Task prompt. Search the listing below for the string "React" and copy every line where it occurs.

Source material.
- - - - - - -

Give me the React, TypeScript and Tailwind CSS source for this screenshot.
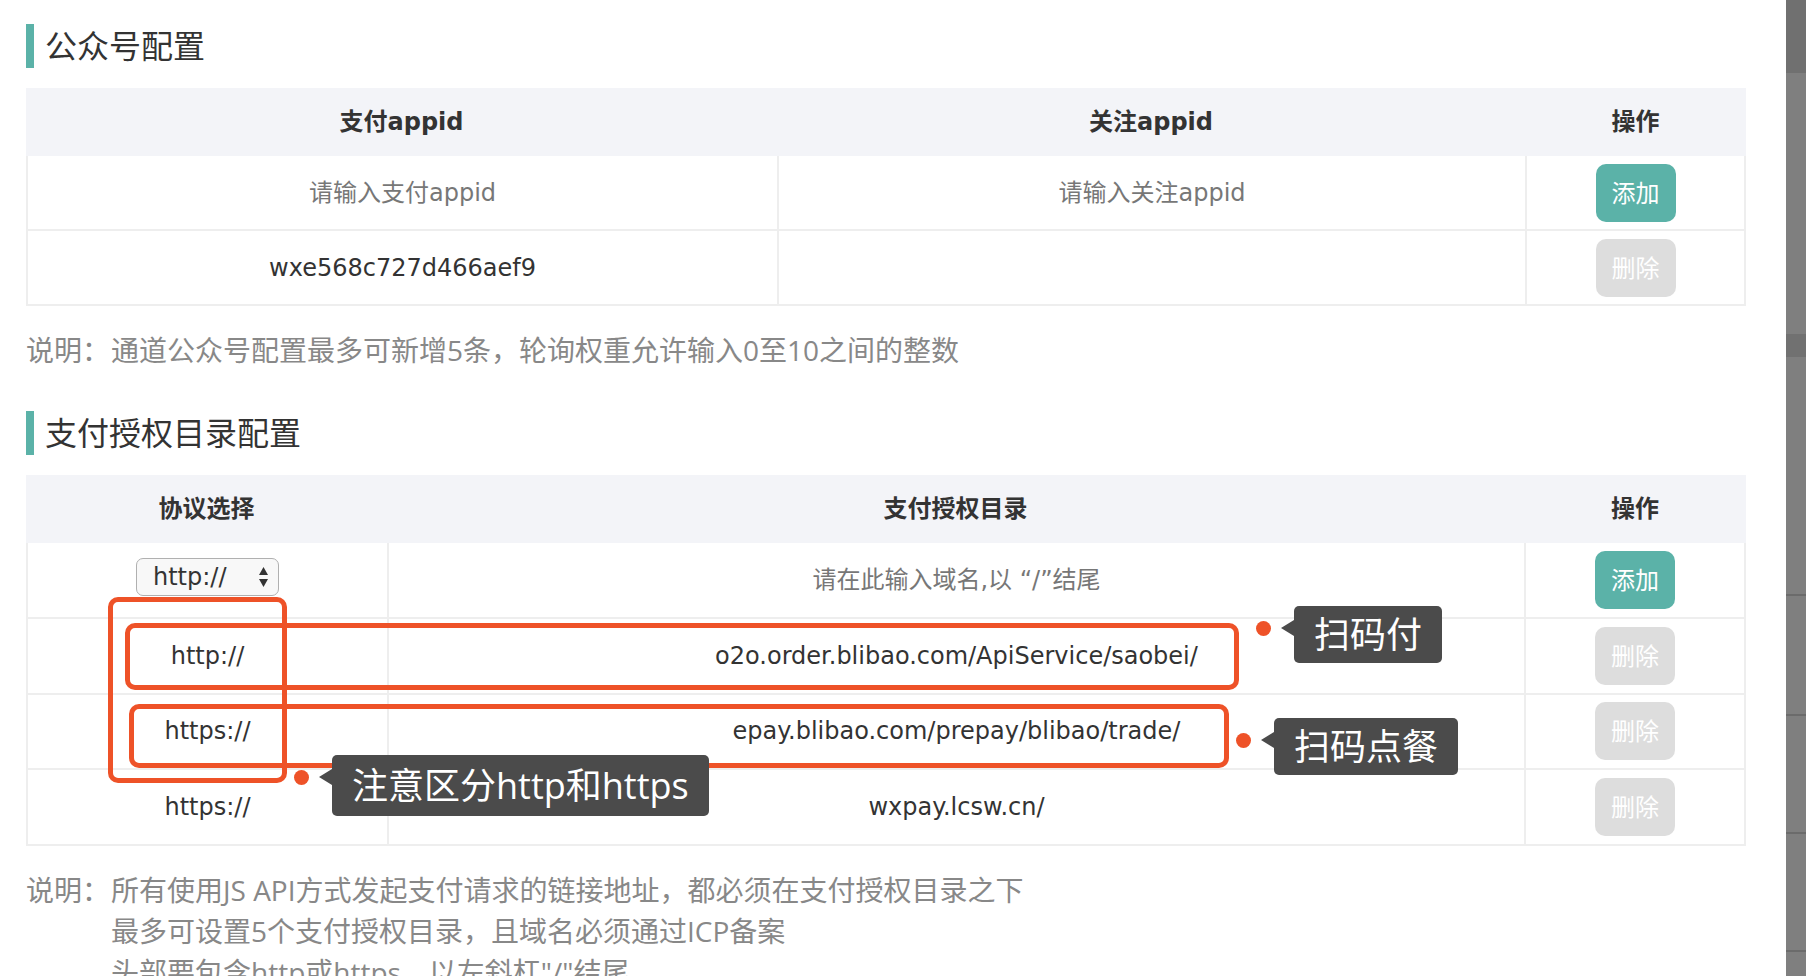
import React from "react";

const FONT = "font-['Open_Sans','Noto_Sans_CJK_SC',sans-serif]";
const TFONT = "font-['DejaVu_Sans','Noto_Sans_CJK_SC',sans-serif]";

function SectionTitle({ text }: { text: string }) {
  return (
    <div className="flex items-center h-[44px]">
      <div className="w-[8px] h-[44px] bg-[#5bb2a8]" />
      <div className="ml-[11px] text-[32px] leading-[44px] text-[#333333]">{text}</div>
    </div>
  );
}

function AddBtn() {
  return (
    <div className={"w-[80px] h-[58px] rounded-[10px] bg-[#5bb2a8] text-white text-[24px] flex items-center justify-center " + FONT}>
      添加
    </div>
  );
}

function DelBtn() {
  return (
    <div className={"w-[80px] h-[58px] rounded-[10px] bg-[#dddddd] text-white text-[24px] flex items-center justify-center " + FONT}>
      删除
    </div>
  );
}

function Tooltip({ text, className, boxH }: { text: string; className: string; boxH: string }) {
  return (
    <div className={"absolute flex items-start " + className}>
      <div className="w-[15px] h-[15px] rounded-full bg-[#ee5228] mr-[10px]" />
      <div className="w-0 h-0 border-y-[8px] border-y-transparent border-r-[13px] border-r-[#4b4b4b] -mt-[1px]" />
      <div className={"bg-[#4b4b4b] rounded-[5px] px-[20px] text-white text-[36px] -mt-[15px] whitespace-nowrap " + boxH}>
        {text}
      </div>
    </div>
  );
}

export default function App() {
  const rows2 = [
    { p: "http://", d: "o2o.order.blibao.com/ApiService/saobei/" },
    { p: "https://", d: "epay.blibao.com/prepay/blibao/trade/" },
    { p: "https://", d: "wxpay.lcsw.cn/" },
  ];
  return (
    <div className={"relative w-[1806px] h-[976px] overflow-hidden bg-white " + FONT}>
      <div className="flex">
        <div className="w-[1786px] h-[976px] pl-[26px] pt-[24px]">
          <SectionTitle text="公众号配置" />

          {/* Table 1 */}
          <div className={"mt-[20px] w-[1720px] " + TFONT}>
            <div className="flex h-[68px] bg-[#f3f4f8] text-[24px] font-bold text-[#333333]">
              <div className="w-[751px] flex items-center justify-center">支付appid</div>
              <div className="w-[748px] flex items-center justify-center">关注appid</div>
              <div className="flex-1 flex items-center justify-center">操作</div>
            </div>
            <div className="flex h-[75px] border-x-2 border-b-2 border-[#eeeeee] text-[24px]">
              <div className="w-[749px] flex items-center justify-center text-[#777777]">请输入支付appid</div>
              <div className="w-[748px] border-l-2 border-[#eeeeee] flex items-center justify-center text-[#777777]">请输入关注appid</div>
              <div className="flex-1 border-l-2 border-[#eeeeee] flex items-center justify-center"><AddBtn /></div>
            </div>
            <div className="flex h-[75px] border-x-2 border-b-2 border-[#eeeeee] text-[24px]">
              <div className="w-[749px] flex items-center justify-center text-[#333333]">wxe568c727d466aef9</div>
              <div className="w-[748px] border-l-2 border-[#eeeeee]" />
              <div className="flex-1 border-l-2 border-[#eeeeee] flex items-center justify-center"><DelBtn /></div>
            </div>
          </div>

          <div className="mt-[24px] flex text-[28px] leading-[41px] text-[#888888]">
            <span className="w-[85px] shrink-0">说明：</span>
            <span>通道公众号配置最多可新增5条，轮询权重允许输入0至10之间的整数</span>
          </div>

          <div className="mt-[40px]">
            <SectionTitle text="支付授权目录配置" />
          </div>

          {/* Table 2 */}
          <div className={"mt-[20px] w-[1720px] " + TFONT}>
            <div className="flex h-[68px] bg-[#f3f4f8] text-[24px] font-bold text-[#333333]">
              <div className="w-[361px] flex items-center justify-center">协议选择</div>
              <div className="w-[1137px] flex items-center justify-center">支付授权目录</div>
              <div className="flex-1 flex items-center justify-center">操作</div>
            </div>
            <div className="flex h-[75.75px] border-x-2 border-b-2 border-[#eeeeee] text-[24px]">
              <div className="w-[359px] flex items-center justify-center">
                <div className="mb-[5px] w-[143px] h-[38px] rounded-[7px] border-[1.5px] border-[#b0b0b0] bg-[#f8f8f8] flex items-center justify-between pl-[16px] pr-[9px] text-[#333333]">
                  <span className="leading-none">http://</span>
                  <svg width="11" height="22" viewBox="0 0 11 22">
                    <path d="M5.5 1 L10 9 L1 9 Z" fill="#333" />
                    <path d="M5.5 21 L10 13 L1 13 Z" fill="#333" />
                  </svg>
                </div>
              </div>
              <div className="w-[1137px] border-l-2 border-[#eeeeee] flex items-center justify-center text-[#777777]">
                请在此输入域名,以 “/”结尾
              </div>
              <div className="flex-1 border-l-2 border-[#eeeeee] flex items-center justify-center"><AddBtn /></div>
            </div>
            {rows2.map((r, i) => (
              <div key={i} className="flex h-[75.75px] border-x-2 border-b-2 border-[#eeeeee] text-[24px] text-[#333333]">
                <div className="w-[359px] flex items-center justify-center">{r.p}</div>
                <div className="w-[1137px] border-l-2 border-[#eeeeee] flex items-center justify-center">{r.d}</div>
                <div className="flex-1 border-l-2 border-[#eeeeee] flex items-center justify-center"><DelBtn /></div>
              </div>
            ))}
          </div>

          <div className="mt-[24px] flex text-[28px] leading-[41px] text-[#888888]">
            <span className="w-[85px] shrink-0">说明：</span>
            <div className="flex flex-col">
              <span>所有使用JS API方式发起支付请求的链接地址，都必须在支付授权目录之下</span>
              <span>最多可设置5个支付授权目录，且域名必须通过ICP备案</span>
              <span>头部要包含http或https，以左斜杠"/"结尾</span>
            </div>
          </div>
        </div>

        {/* right grey strip */}
        <div className="w-[20px] h-[976px] bg-[#7f7f7f] flex flex-col">
          <div className="h-[73px] bg-[#707070]" />
          <div className="h-[261px]" />
          <div className="h-[23px] bg-[#717171]" />
          <div className="h-[237px]" />
          <div className="h-[2px] bg-[#6b6b6b]" />
          <div className="h-[118px]" />
          <div className="h-[2px] bg-[#6b6b6b]" />
          <div className="h-[116px]" />
          <div className="h-[2px] bg-[#6b6b6b]" />
          <div className="h-[116px]" />
          <div className="h-[2px] bg-[#6b6b6b]" />
        </div>
      </div>

      {/* annotations */}
      <div className="absolute left-[108px] top-[597px] w-[179px] h-[186px] border-[5px] border-[#ee5228] rounded-[10px]" />
      <div className="absolute left-[125px] top-[623px] w-[1114px] h-[67px] border-[5px] border-[#ee5228] rounded-[10px]" />
      <div className="absolute left-[129px] top-[704px] w-[1100px] h-[64px] border-[5px] border-[#ee5228] rounded-[10px]" />

      <Tooltip text="扫码付" className="left-[1256px] top-[621px]" boxH="leading-[57px]" />
      <Tooltip text="扫码点餐" className="left-[1236px] top-[733px]" boxH="leading-[57px]" />
      <Tooltip text="注意区分http和https" className="left-[294px] top-[770px]" boxH="leading-[61px]" />
    </div>
  );
}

- - - - - - -

Expected answer.
Give me the React, TypeScript and Tailwind CSS source for this screenshot.
import React from "react";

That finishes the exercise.